--- start INPUT RECORDS ---
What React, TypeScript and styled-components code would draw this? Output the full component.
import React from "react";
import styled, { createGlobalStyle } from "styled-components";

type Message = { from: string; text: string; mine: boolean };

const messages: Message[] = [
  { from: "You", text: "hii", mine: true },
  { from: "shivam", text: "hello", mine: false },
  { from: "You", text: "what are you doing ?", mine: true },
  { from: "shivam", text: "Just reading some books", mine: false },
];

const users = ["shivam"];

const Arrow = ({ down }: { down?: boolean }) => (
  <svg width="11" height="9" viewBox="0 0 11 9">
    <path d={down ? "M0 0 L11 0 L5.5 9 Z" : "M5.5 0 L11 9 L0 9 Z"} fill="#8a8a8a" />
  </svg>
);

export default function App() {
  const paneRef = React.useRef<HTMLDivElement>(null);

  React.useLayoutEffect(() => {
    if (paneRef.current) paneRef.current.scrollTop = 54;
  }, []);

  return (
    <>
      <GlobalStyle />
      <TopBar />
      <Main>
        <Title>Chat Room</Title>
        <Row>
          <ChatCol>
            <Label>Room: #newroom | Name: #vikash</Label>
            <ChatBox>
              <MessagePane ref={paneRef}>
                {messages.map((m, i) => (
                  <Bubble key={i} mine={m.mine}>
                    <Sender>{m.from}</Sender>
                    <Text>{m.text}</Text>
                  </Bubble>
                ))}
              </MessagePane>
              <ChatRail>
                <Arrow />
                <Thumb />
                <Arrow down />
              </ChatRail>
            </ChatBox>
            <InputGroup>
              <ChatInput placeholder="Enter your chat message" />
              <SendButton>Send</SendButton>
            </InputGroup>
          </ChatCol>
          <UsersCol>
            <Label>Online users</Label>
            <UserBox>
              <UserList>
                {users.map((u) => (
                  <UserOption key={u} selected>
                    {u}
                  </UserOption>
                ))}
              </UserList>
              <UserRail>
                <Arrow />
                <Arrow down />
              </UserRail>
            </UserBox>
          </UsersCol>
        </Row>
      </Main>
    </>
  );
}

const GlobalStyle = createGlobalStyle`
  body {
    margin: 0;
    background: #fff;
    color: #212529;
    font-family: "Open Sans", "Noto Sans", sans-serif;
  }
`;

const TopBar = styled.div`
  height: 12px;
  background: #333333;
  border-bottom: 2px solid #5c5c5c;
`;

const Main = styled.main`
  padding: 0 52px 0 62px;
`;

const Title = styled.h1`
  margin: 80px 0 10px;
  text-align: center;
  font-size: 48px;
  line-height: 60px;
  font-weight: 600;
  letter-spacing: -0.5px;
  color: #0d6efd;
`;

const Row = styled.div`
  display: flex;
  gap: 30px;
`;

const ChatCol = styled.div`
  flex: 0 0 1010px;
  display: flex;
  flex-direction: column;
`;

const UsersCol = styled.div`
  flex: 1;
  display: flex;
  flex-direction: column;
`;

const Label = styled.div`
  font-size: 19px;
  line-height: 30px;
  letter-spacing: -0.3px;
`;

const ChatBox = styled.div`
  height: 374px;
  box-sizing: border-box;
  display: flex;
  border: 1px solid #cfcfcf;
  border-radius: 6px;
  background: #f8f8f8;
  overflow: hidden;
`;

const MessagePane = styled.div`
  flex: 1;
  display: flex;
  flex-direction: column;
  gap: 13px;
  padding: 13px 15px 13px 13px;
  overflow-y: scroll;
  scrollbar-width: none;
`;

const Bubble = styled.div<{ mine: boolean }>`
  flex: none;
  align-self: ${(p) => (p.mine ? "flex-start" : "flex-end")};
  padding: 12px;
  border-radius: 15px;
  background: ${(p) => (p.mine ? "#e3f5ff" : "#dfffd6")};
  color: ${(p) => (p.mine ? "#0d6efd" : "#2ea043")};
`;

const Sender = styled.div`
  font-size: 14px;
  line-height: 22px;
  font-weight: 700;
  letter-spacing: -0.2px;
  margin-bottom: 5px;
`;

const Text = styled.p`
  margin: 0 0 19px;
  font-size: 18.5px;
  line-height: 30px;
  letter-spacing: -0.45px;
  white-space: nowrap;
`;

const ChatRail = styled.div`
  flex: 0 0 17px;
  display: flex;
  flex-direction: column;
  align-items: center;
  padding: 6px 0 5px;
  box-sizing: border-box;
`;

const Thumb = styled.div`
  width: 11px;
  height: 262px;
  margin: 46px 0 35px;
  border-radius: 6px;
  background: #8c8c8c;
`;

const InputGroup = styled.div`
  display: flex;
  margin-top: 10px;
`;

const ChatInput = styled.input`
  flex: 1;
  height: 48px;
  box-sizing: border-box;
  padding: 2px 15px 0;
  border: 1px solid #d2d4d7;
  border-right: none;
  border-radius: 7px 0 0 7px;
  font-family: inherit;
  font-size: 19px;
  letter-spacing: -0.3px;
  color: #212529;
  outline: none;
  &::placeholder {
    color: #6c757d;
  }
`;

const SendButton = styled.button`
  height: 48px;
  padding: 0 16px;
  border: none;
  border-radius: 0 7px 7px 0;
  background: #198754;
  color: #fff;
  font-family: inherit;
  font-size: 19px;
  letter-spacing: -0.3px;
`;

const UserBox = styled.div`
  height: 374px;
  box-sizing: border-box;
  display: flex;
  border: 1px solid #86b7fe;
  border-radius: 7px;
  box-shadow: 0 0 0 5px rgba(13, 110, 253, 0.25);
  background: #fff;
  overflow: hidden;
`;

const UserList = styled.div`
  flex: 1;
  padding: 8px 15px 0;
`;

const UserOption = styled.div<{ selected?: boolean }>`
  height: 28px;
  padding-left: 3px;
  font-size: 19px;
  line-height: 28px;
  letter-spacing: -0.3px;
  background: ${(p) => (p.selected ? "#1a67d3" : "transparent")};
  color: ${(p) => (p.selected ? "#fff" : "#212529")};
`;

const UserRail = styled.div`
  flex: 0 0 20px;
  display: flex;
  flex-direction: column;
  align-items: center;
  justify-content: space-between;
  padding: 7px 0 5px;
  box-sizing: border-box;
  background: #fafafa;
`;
--- end INPUT RECORDS ---
--- start INPUT RECORDS ---
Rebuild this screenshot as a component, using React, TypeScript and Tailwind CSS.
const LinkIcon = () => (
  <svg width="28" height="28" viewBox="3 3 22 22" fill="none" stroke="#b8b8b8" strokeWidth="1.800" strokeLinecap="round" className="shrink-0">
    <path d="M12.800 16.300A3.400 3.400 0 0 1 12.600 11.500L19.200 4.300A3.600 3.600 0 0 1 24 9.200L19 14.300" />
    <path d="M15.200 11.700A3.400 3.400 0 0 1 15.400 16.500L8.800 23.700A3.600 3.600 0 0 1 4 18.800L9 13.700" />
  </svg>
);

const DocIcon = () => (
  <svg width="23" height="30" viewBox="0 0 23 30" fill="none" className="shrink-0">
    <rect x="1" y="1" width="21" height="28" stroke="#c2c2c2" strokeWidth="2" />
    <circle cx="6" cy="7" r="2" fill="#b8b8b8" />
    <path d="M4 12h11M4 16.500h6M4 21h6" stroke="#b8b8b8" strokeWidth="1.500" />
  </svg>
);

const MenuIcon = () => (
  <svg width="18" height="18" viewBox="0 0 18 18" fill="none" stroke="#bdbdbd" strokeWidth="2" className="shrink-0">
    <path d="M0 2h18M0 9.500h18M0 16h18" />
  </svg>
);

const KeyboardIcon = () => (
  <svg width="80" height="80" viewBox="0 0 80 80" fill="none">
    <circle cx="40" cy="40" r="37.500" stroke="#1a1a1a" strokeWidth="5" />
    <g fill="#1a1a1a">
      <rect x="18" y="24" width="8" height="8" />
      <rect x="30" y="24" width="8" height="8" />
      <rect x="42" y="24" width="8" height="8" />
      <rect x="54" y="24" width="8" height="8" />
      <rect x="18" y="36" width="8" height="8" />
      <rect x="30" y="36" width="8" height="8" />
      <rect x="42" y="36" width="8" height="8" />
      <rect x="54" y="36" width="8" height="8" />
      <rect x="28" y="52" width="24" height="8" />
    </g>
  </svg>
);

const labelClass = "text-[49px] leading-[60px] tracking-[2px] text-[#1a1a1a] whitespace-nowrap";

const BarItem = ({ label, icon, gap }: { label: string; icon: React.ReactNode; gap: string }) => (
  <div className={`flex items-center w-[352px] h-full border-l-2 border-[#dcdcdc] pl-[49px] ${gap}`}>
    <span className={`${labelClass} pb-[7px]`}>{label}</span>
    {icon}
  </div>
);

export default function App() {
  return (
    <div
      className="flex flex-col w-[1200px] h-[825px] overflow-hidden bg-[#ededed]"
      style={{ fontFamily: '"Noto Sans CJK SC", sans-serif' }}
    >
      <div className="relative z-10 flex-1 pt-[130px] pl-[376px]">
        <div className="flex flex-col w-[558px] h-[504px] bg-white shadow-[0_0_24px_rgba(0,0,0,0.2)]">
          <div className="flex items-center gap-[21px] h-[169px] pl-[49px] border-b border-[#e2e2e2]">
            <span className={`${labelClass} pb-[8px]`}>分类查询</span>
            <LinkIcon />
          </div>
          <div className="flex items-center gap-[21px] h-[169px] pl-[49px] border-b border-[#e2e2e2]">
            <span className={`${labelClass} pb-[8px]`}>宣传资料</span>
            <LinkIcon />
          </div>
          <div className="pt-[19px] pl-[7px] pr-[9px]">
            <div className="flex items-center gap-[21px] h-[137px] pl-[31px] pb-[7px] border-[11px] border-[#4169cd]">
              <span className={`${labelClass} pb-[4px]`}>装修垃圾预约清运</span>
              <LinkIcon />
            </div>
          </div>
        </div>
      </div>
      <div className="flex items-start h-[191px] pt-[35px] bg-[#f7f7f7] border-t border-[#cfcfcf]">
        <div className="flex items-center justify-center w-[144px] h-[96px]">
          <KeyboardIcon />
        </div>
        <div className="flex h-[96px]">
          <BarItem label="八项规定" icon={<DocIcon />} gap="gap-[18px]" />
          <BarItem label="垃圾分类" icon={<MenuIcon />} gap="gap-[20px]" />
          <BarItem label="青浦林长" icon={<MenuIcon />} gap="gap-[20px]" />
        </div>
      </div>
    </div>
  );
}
--- end INPUT RECORDS ---
* EXERCISE:
Repeat exactly the lines from the one that contains "What React, TypeScript" through the one that contains "string; text: string;", and only those.

* CORRECT OUTPUT:
What React, TypeScript and styled-components code would draw this? Output the full component.
import React from "react";
import styled, { createGlobalStyle } from "styled-components";

type Message = { from: string; text: string; mine: boolean };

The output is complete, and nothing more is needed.